Required task:
Transcribe the listing verbatim. Do not carry over any pictures.

Source excerpt:
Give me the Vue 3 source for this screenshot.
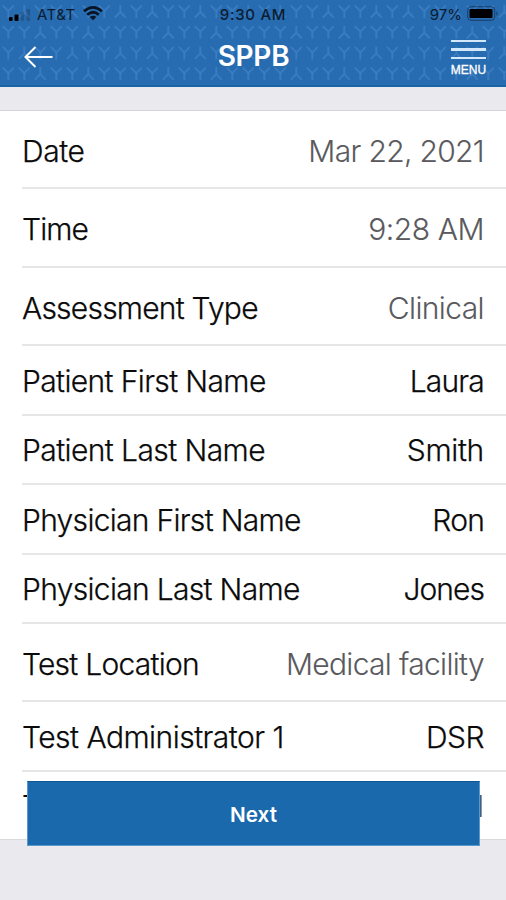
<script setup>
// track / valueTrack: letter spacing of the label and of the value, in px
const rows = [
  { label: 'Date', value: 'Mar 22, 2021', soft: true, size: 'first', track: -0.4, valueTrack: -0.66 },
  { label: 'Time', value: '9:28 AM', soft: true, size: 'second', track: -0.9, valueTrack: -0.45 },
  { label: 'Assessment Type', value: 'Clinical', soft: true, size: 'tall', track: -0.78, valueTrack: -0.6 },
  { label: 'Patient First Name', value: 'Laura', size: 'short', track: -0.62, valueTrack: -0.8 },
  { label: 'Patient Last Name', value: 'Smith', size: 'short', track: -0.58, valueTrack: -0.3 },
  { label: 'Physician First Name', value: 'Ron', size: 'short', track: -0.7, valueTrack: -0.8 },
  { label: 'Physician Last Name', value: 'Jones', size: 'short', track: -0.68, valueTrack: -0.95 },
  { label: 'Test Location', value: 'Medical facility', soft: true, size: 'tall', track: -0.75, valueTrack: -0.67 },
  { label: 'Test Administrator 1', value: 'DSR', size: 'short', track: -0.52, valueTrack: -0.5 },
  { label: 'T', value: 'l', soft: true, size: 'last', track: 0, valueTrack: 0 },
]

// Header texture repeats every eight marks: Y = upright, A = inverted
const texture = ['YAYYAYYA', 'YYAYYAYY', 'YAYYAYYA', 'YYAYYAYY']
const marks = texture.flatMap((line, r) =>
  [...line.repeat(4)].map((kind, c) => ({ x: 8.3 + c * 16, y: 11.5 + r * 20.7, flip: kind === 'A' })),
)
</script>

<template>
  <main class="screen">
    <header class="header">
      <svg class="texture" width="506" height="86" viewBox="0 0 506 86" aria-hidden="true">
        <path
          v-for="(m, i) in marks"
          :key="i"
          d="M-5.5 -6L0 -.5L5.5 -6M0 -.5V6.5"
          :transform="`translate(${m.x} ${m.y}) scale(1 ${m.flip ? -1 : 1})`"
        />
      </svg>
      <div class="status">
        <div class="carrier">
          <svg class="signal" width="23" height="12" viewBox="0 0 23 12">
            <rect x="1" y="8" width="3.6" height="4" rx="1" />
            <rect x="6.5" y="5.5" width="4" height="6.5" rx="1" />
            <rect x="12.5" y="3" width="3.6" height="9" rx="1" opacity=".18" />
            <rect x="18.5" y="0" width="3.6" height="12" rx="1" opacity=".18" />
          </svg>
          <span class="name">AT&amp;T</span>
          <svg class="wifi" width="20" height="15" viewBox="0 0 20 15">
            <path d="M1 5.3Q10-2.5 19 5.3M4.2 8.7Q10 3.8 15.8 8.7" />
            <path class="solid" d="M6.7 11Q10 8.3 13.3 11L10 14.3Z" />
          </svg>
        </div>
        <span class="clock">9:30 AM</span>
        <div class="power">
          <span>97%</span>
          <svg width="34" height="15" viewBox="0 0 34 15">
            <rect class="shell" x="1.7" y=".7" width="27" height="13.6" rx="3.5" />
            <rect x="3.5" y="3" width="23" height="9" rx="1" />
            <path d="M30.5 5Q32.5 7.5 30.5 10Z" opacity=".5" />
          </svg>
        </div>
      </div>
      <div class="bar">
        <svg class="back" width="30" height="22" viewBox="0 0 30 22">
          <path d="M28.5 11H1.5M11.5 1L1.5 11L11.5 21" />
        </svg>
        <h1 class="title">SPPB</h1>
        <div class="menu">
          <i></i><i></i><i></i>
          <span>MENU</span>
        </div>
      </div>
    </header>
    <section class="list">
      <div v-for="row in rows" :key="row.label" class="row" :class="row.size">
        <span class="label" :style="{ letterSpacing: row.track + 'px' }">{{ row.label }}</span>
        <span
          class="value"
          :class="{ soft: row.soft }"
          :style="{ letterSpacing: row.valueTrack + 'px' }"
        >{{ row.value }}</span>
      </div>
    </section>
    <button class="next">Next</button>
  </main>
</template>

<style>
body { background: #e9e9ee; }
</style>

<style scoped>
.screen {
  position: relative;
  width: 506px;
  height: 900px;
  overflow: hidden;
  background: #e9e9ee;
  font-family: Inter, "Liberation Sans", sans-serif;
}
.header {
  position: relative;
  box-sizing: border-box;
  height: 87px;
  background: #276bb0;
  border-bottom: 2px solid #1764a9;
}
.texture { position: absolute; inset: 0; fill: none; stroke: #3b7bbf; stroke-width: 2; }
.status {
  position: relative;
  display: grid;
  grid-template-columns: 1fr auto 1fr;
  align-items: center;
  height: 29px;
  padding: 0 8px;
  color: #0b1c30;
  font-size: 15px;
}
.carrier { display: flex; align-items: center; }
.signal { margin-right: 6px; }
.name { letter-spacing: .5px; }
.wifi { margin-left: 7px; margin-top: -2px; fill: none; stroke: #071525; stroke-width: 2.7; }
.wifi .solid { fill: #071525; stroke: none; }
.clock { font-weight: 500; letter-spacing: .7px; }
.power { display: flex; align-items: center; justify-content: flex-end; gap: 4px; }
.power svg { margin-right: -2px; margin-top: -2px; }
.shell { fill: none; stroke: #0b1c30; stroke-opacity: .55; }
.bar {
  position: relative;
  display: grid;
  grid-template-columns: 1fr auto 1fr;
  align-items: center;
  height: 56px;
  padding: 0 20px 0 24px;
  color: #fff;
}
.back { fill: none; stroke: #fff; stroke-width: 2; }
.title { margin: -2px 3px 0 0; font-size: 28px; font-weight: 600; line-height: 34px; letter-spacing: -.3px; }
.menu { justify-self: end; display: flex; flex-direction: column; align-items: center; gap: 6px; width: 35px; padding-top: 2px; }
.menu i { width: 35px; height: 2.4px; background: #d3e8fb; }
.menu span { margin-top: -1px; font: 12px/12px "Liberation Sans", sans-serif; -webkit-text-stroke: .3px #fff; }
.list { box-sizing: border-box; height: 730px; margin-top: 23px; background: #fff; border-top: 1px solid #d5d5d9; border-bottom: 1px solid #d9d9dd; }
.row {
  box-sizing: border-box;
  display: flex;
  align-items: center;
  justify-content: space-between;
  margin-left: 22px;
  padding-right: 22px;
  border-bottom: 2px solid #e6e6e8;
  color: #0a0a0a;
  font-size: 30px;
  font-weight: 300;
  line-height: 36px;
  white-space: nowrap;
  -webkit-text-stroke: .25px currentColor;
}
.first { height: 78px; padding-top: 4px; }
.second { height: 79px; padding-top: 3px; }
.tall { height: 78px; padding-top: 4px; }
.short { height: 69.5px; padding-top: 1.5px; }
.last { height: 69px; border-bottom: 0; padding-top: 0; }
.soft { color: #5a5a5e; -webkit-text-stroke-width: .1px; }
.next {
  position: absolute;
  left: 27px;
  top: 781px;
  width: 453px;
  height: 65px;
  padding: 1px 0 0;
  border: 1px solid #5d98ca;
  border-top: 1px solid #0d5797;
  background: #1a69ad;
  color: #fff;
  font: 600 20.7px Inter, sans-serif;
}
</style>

Exercise output:
Give me the Vue 3 source for this screenshot.
<script setup>
// track / valueTrack: letter spacing of the label and of the value, in px
const rows = [
  { label: 'Date', value: 'Mar 22, 2021', soft: true, size: 'first', track: -0.4, valueTrack: -0.66 },
  { label: 'Time', value: '9:28 AM', soft: true, size: 'second', track: -0.9, valueTrack: -0.45 },
  { label: 'Assessment Type', value: 'Clinical', soft: true, size: 'tall', track: -0.78, valueTrack: -0.6 },
  { label: 'Patient First Name', value: 'Laura', size: 'short', track: -0.62, valueTrack: -0.8 },
  { label: 'Patient Last Name', value: 'Smith', size: 'short', track: -0.58, valueTrack: -0.3 },
  { label: 'Physician First Name', value: 'Ron', size: 'short', track: -0.7, valueTrack: -0.8 },
  { label: 'Physician Last Name', value: 'Jones', size: 'short', track: -0.68, valueTrack: -0.95 },
  { label: 'Test Location', value: 'Medical facility', soft: true, size: 'tall', track: -0.75, valueTrack: -0.67 },
  { label: 'Test Administrator 1', value: 'DSR', size: 'short', track: -0.52, valueTrack: -0.5 },
  { label: 'T', value: 'l', soft: true, size: 'last', track: 0, valueTrack: 0 },
]

// Header texture repeats every eight marks: Y = upright, A = inverted
const texture = ['YAYYAYYA', 'YYAYYAYY', 'YAYYAYYA', 'YYAYYAYY']
const marks = texture.flatMap((line, r) =>
  [...line.repeat(4)].map((kind, c) => ({ x: 8.3 + c * 16, y: 11.5 + r * 20.7, flip: kind === 'A' })),
)
</script>

<template>
  <main class="screen">
    <header class="header">
      <svg class="texture" width="506" height="86" viewBox="0 0 506 86" aria-hidden="true">
        <path
          v-for="(m, i) in marks"
          :key="i"
          d="M-5.5 -6L0 -.5L5.5 -6M0 -.5V6.5"
          :transform="`translate(${m.x} ${m.y}) scale(1 ${m.flip ? -1 : 1})`"
        />
      </svg>
      <div class="status">
        <div class="carrier">
          <svg class="signal" width="23" height="12" viewBox="0 0 23 12">
            <rect x="1" y="8" width="3.6" height="4" rx="1" />
            <rect x="6.5" y="5.5" width="4" height="6.5" rx="1" />
            <rect x="12.5" y="3" width="3.6" height="9" rx="1" opacity=".18" />
            <rect x="18.5" y="0" width="3.6" height="12" rx="1" opacity=".18" />
          </svg>
          <span class="name">AT&amp;T</span>
          <svg class="wifi" width="20" height="15" viewBox="0 0 20 15">
            <path d="M1 5.3Q10-2.5 19 5.3M4.2 8.7Q10 3.8 15.8 8.7" />
            <path class="solid" d="M6.7 11Q10 8.3 13.3 11L10 14.3Z" />
          </svg>
        </div>
        <span class="clock">9:30 AM</span>
        <div class="power">
          <span>97%</span>
          <svg width="34" height="15" viewBox="0 0 34 15">
            <rect class="shell" x="1.7" y=".7" width="27" height="13.6" rx="3.5" />
            <rect x="3.5" y="3" width="23" height="9" rx="1" />
            <path d="M30.5 5Q32.5 7.5 30.5 10Z" opacity=".5" />
          </svg>
        </div>
      </div>
      <div class="bar">
        <svg class="back" width="30" height="22" viewBox="0 0 30 22">
          <path d="M28.5 11H1.5M11.5 1L1.5 11L11.5 21" />
        </svg>
        <h1 class="title">SPPB</h1>
        <div class="menu">
          <i></i><i></i><i></i>
          <span>MENU</span>
        </div>
      </div>
    </header>
    <section class="list">
      <div v-for="row in rows" :key="row.label" class="row" :class="row.size">
        <span class="label" :style="{ letterSpacing: row.track + 'px' }">{{ row.label }}</span>
        <span
          class="value"
          :class="{ soft: row.soft }"
          :style="{ letterSpacing: row.valueTrack + 'px' }"
        >{{ row.value }}</span>
      </div>
    </section>
    <button class="next">Next</button>
  </main>
</template>

<style>
body { background: #e9e9ee; }
</style>

<style scoped>
.screen {
  position: relative;
  width: 506px;
  height: 900px;
  overflow: hidden;
  background: #e9e9ee;
  font-family: Inter, "Liberation Sans", sans-serif;
}
.header {
  position: relative;
  box-sizing: border-box;
  height: 87px;
  background: #276bb0;
  border-bottom: 2px solid #1764a9;
}
.texture { position: absolute; inset: 0; fill: none; stroke: #3b7bbf; stroke-width: 2; }
.status {
  position: relative;
  display: grid;
  grid-template-columns: 1fr auto 1fr;
  align-items: center;
  height: 29px;
  padding: 0 8px;
  color: #0b1c30;
  font-size: 15px;
}
.carrier { display: flex; align-items: center; }
.signal { margin-right: 6px; }
.name { letter-spacing: .5px; }
.wifi { margin-left: 7px; margin-top: -2px; fill: none; stroke: #071525; stroke-width: 2.7; }
.wifi .solid { fill: #071525; stroke: none; }
.clock { font-weight: 500; letter-spacing: .7px; }
.power { display: flex; align-items: center; justify-content: flex-end; gap: 4px; }
.power svg { margin-right: -2px; margin-top: -2px; }
.shell { fill: none; stroke: #0b1c30; stroke-opacity: .55; }
.bar {
  position: relative;
  display: grid;
  grid-template-columns: 1fr auto 1fr;
  align-items: center;
  height: 56px;
  padding: 0 20px 0 24px;
  color: #fff;
}
.back { fill: none; stroke: #fff; stroke-width: 2; }
.title { margin: -2px 3px 0 0; font-size: 28px; font-weight: 600; line-height: 34px; letter-spacing: -.3px; }
.menu { justify-self: end; display: flex; flex-direction: column; align-items: center; gap: 6px; width: 35px; padding-top: 2px; }
.menu i { width: 35px; height: 2.4px; background: #d3e8fb; }
.menu span { margin-top: -1px; font: 12px/12px "Liberation Sans", sans-serif; -webkit-text-stroke: .3px #fff; }
.list { box-sizing: border-box; height: 730px; margin-top: 23px; background: #fff; border-top: 1px solid #d5d5d9; border-bottom: 1px solid #d9d9dd; }
.row {
  box-sizing: border-box;
  display: flex;
  align-items: center;
  justify-content: space-between;
  margin-left: 22px;
  padding-right: 22px;
  border-bottom: 2px solid #e6e6e8;
  color: #0a0a0a;
  font-size: 30px;
  font-weight: 300;
  line-height: 36px;
  white-space: nowrap;
  -webkit-text-stroke: .25px currentColor;
}
.first { height: 78px; padding-top: 4px; }
.second { height: 79px; padding-top: 3px; }
.tall { height: 78px; padding-top: 4px; }
.short { height: 69.5px; padding-top: 1.5px; }
.last { height: 69px; border-bottom: 0; padding-top: 0; }
.soft { color: #5a5a5e; -webkit-text-stroke-width: .1px; }
.next {
  position: absolute;
  left: 27px;
  top: 781px;
  width: 453px;
  height: 65px;
  padding: 1px 0 0;
  border: 1px solid #5d98ca;
  border-top: 1px solid #0d5797;
  background: #1a69ad;
  color: #fff;
  font: 600 20.7px Inter, sans-serif;
}
</style>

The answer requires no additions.